▶ Work instructions: Write the data out again exactly, dropping any images it holds.

▶ Available data:
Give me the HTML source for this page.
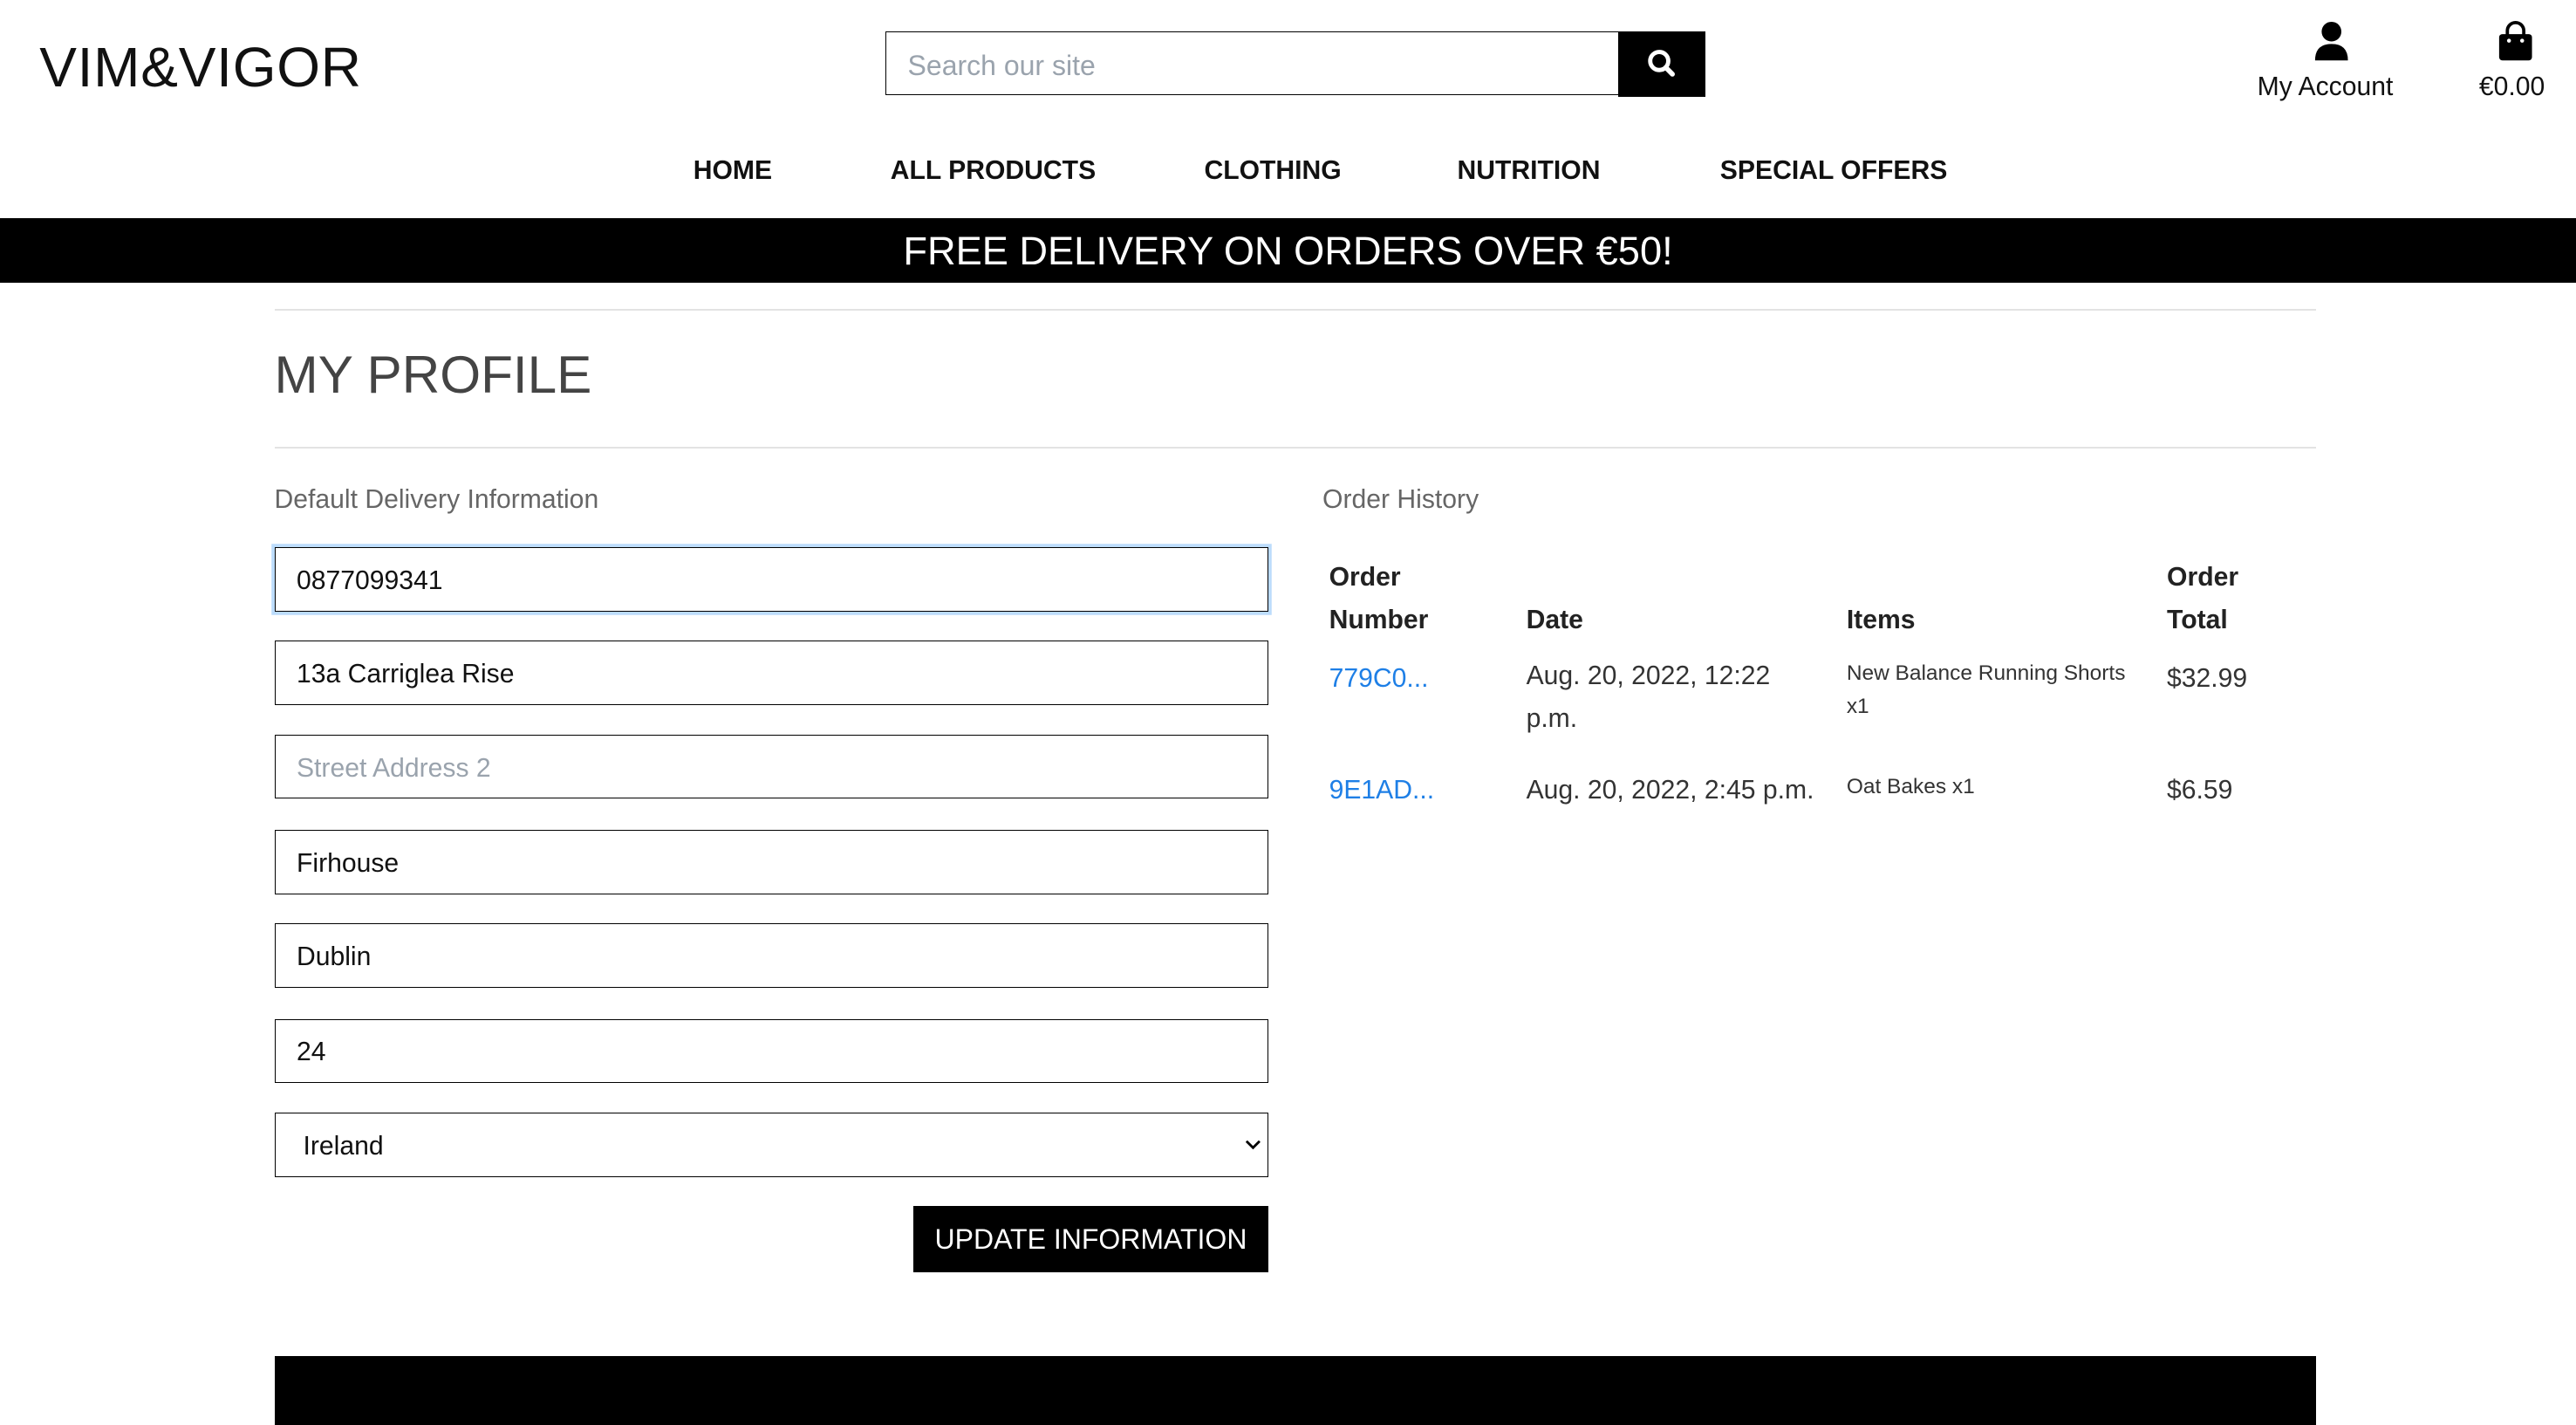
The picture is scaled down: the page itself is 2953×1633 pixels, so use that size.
<!DOCTYPE html>
<html><head><meta charset="utf-8"><style>
html,body{margin:0;padding:0;background:#fff;overflow:hidden}
body{width:1568px;height:867px;zoom:1.88329;position:relative;font-family:"Liberation Sans",sans-serif;color:#222}
.a{position:absolute;white-space:nowrap}
.logo{left:24px;top:21px;font-size:34px;letter-spacing:0.4px;color:#111}
.search{left:539px;top:19px;width:446px;height:38px;border:1px solid #000;border-right:none;box-sizing:content-box}
.search span{position:absolute;left:13px;top:11px;font-size:17px;color:#9aa3ad}
.sbtn{left:985px;top:19px;width:53px;height:40px;background:#000}
.nav{top:95px;font-size:16px;font-weight:bold;color:#111}
.banner{left:0;top:133px;width:1568px;height:39px;background:#000;color:#fff;font-size:24px;text-align:center;line-height:40px}
.hr{left:167px;width:1243px;height:1px;background:#e3e3e3}
.h1{left:167px;top:209px;font-size:32px;color:#444}
.sub{top:295px;font-size:16px;color:#666}
.inp{left:167px;width:604px;height:38px;border:1px solid #000}
.inp span{position:absolute;left:13px;top:11px;font-size:16px;color:#111}
.th{font-size:16px;font-weight:bold;color:#222;line-height:26px}
.td{font-size:16px;color:#333}
.lnk{color:#1e7fe6}
.sm{font-size:13px;color:#333;line-height:20px}
</style></head><body>
<div class="a logo">VIM&amp;VIGOR</div>
<div class="a search"><span>Search our site</span></div>
<div class="a sbtn"><svg width="53" height="40"><circle cx="25" cy="18" r="5.5" fill="none" stroke="#fff" stroke-width="2.6"/><line x1="29" y1="22" x2="33" y2="26" stroke="#fff" stroke-width="3" stroke-linecap="round"/></svg></div>
<svg class="a" style="left:1408px;top:13px" width="22" height="24"><circle cx="11" cy="6.5" r="6" fill="#000"/><path d="M1 24 Q1 14 11 14 Q21 14 21 24Z" fill="#000"/></svg>
<div class="a" style="left:1374px;top:44px;font-size:16px;color:#111">My Account</div>
<svg class="a" style="left:1520px;top:13px" width="22" height="24"><path d="M6 9 V6 A5 5 0 0 1 16 6 V9" fill="none" stroke="#000" stroke-width="2"/><rect x="1" y="8" width="20" height="16" rx="2" fill="#000"/><circle cx="7" cy="12" r="1.2" fill="#fff"/><circle cx="15" cy="12" r="1.2" fill="#fff"/></svg>
<div class="a" style="left:1509px;top:44px;font-size:16px;color:#111">€0.00</div>
<div class="a nav" style="left:422px">HOME</div>
<div class="a nav" style="left:542px">ALL PRODUCTS</div>
<div class="a nav" style="left:733px">CLOTHING</div>
<div class="a nav" style="left:887px">NUTRITION</div>
<div class="a nav" style="left:1047px">SPECIAL OFFERS</div>
<div class="a banner">FREE DELIVERY ON ORDERS OVER €50!</div>
<div class="a hr" style="top:188px"></div>
<div class="a h1">MY PROFILE</div>
<div class="a hr" style="top:272px"></div>
<div class="a sub" style="left:167px">Default Delivery Information</div>
<div class="a sub" style="left:805px">Order History</div>
<div class="a inp" style="top:333px;box-shadow:0 0 0 2px #bcdcfc"><span>0877099341</span></div>
<div class="a inp" style="top:390px"><span>13a Carriglea Rise</span></div>
<div class="a inp" style="top:447px"><span style="color:#9aa3ad">Street Address 2</span></div>
<div class="a inp" style="top:505px"><span>Firhouse</span></div>
<div class="a inp" style="top:562px"><span>Dublin</span></div>
<div class="a inp" style="top:620px"><span>24</span></div>
<div class="a inp" style="top:677px"><span style="left:17px">Ireland</span><svg style="position:absolute;right:4px;top:15px" width="10" height="8"><path d="M1 2 L5 6 L9 2" fill="none" stroke="#000" stroke-width="1.5"/></svg></div>
<div class="a" style="left:556px;top:734px;width:216px;height:40px;background:#000;color:#fff;font-size:17px;line-height:41px;text-align:center">UPDATE INFORMATION</div>
<div class="a th" style="left:809px;top:339px">Order<br>Number</div>
<div class="a th" style="left:929px;top:365px">Date</div>
<div class="a th" style="left:1124px;top:365px">Items</div>
<div class="a th" style="left:1319px;top:339px">Order<br>Total</div>
<div class="a td lnk" style="left:809px;top:404px">779C0...</div>
<div class="a td" style="left:929px;top:399px;line-height:26px">Aug. 20, 2022, 12:22<br>p.m.</div>
<div class="a sm" style="left:1124px;top:400px">New Balance Running Shorts<br>x1</div>
<div class="a td" style="left:1319px;top:404px">$32.99</div>
<div class="a td lnk" style="left:809px;top:472px">9E1AD...</div>
<div class="a td" style="left:929px;top:472px">Aug. 20, 2022, 2:45 p.m.</div>
<div class="a sm" style="left:1124px;top:469px">Oat Bakes x1</div>
<div class="a td" style="left:1319px;top:472px">$6.59</div>
<div class="a" style="left:167px;top:825px;width:1243px;height:42px;background:#000"></div>
</body></html>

▶ Solution to this task:
Give me the HTML source for this page.
The picture is scaled down: the page itself is 2953×1633 pixels, so use that size.
<!DOCTYPE html>
<html><head><meta charset="utf-8"><style>
html,body{margin:0;padding:0;background:#fff;overflow:hidden}
body{width:1568px;height:867px;zoom:1.88329;position:relative;font-family:"Liberation Sans",sans-serif;color:#222}
.a{position:absolute;white-space:nowrap}
.logo{left:24px;top:21px;font-size:34px;letter-spacing:0.4px;color:#111}
.search{left:539px;top:19px;width:446px;height:38px;border:1px solid #000;border-right:none;box-sizing:content-box}
.search span{position:absolute;left:13px;top:11px;font-size:17px;color:#9aa3ad}
.sbtn{left:985px;top:19px;width:53px;height:40px;background:#000}
.nav{top:95px;font-size:16px;font-weight:bold;color:#111}
.banner{left:0;top:133px;width:1568px;height:39px;background:#000;color:#fff;font-size:24px;text-align:center;line-height:40px}
.hr{left:167px;width:1243px;height:1px;background:#e3e3e3}
.h1{left:167px;top:209px;font-size:32px;color:#444}
.sub{top:295px;font-size:16px;color:#666}
.inp{left:167px;width:604px;height:38px;border:1px solid #000}
.inp span{position:absolute;left:13px;top:11px;font-size:16px;color:#111}
.th{font-size:16px;font-weight:bold;color:#222;line-height:26px}
.td{font-size:16px;color:#333}
.lnk{color:#1e7fe6}
.sm{font-size:13px;color:#333;line-height:20px}
</style></head><body>
<div class="a logo">VIM&amp;VIGOR</div>
<div class="a search"><span>Search our site</span></div>
<div class="a sbtn"><svg width="53" height="40"><circle cx="25" cy="18" r="5.5" fill="none" stroke="#fff" stroke-width="2.6"/><line x1="29" y1="22" x2="33" y2="26" stroke="#fff" stroke-width="3" stroke-linecap="round"/></svg></div>
<svg class="a" style="left:1408px;top:13px" width="22" height="24"><circle cx="11" cy="6.5" r="6" fill="#000"/><path d="M1 24 Q1 14 11 14 Q21 14 21 24Z" fill="#000"/></svg>
<div class="a" style="left:1374px;top:44px;font-size:16px;color:#111">My Account</div>
<svg class="a" style="left:1520px;top:13px" width="22" height="24"><path d="M6 9 V6 A5 5 0 0 1 16 6 V9" fill="none" stroke="#000" stroke-width="2"/><rect x="1" y="8" width="20" height="16" rx="2" fill="#000"/><circle cx="7" cy="12" r="1.2" fill="#fff"/><circle cx="15" cy="12" r="1.2" fill="#fff"/></svg>
<div class="a" style="left:1509px;top:44px;font-size:16px;color:#111">€0.00</div>
<div class="a nav" style="left:422px">HOME</div>
<div class="a nav" style="left:542px">ALL PRODUCTS</div>
<div class="a nav" style="left:733px">CLOTHING</div>
<div class="a nav" style="left:887px">NUTRITION</div>
<div class="a nav" style="left:1047px">SPECIAL OFFERS</div>
<div class="a banner">FREE DELIVERY ON ORDERS OVER €50!</div>
<div class="a hr" style="top:188px"></div>
<div class="a h1">MY PROFILE</div>
<div class="a hr" style="top:272px"></div>
<div class="a sub" style="left:167px">Default Delivery Information</div>
<div class="a sub" style="left:805px">Order History</div>
<div class="a inp" style="top:333px;box-shadow:0 0 0 2px #bcdcfc"><span>0877099341</span></div>
<div class="a inp" style="top:390px"><span>13a Carriglea Rise</span></div>
<div class="a inp" style="top:447px"><span style="color:#9aa3ad">Street Address 2</span></div>
<div class="a inp" style="top:505px"><span>Firhouse</span></div>
<div class="a inp" style="top:562px"><span>Dublin</span></div>
<div class="a inp" style="top:620px"><span>24</span></div>
<div class="a inp" style="top:677px"><span style="left:17px">Ireland</span><svg style="position:absolute;right:4px;top:15px" width="10" height="8"><path d="M1 2 L5 6 L9 2" fill="none" stroke="#000" stroke-width="1.5"/></svg></div>
<div class="a" style="left:556px;top:734px;width:216px;height:40px;background:#000;color:#fff;font-size:17px;line-height:41px;text-align:center">UPDATE INFORMATION</div>
<div class="a th" style="left:809px;top:339px">Order<br>Number</div>
<div class="a th" style="left:929px;top:365px">Date</div>
<div class="a th" style="left:1124px;top:365px">Items</div>
<div class="a th" style="left:1319px;top:339px">Order<br>Total</div>
<div class="a td lnk" style="left:809px;top:404px">779C0...</div>
<div class="a td" style="left:929px;top:399px;line-height:26px">Aug. 20, 2022, 12:22<br>p.m.</div>
<div class="a sm" style="left:1124px;top:400px">New Balance Running Shorts<br>x1</div>
<div class="a td" style="left:1319px;top:404px">$32.99</div>
<div class="a td lnk" style="left:809px;top:472px">9E1AD...</div>
<div class="a td" style="left:929px;top:472px">Aug. 20, 2022, 2:45 p.m.</div>
<div class="a sm" style="left:1124px;top:469px">Oat Bakes x1</div>
<div class="a td" style="left:1319px;top:472px">$6.59</div>
<div class="a" style="left:167px;top:825px;width:1243px;height:42px;background:#000"></div>
</body></html>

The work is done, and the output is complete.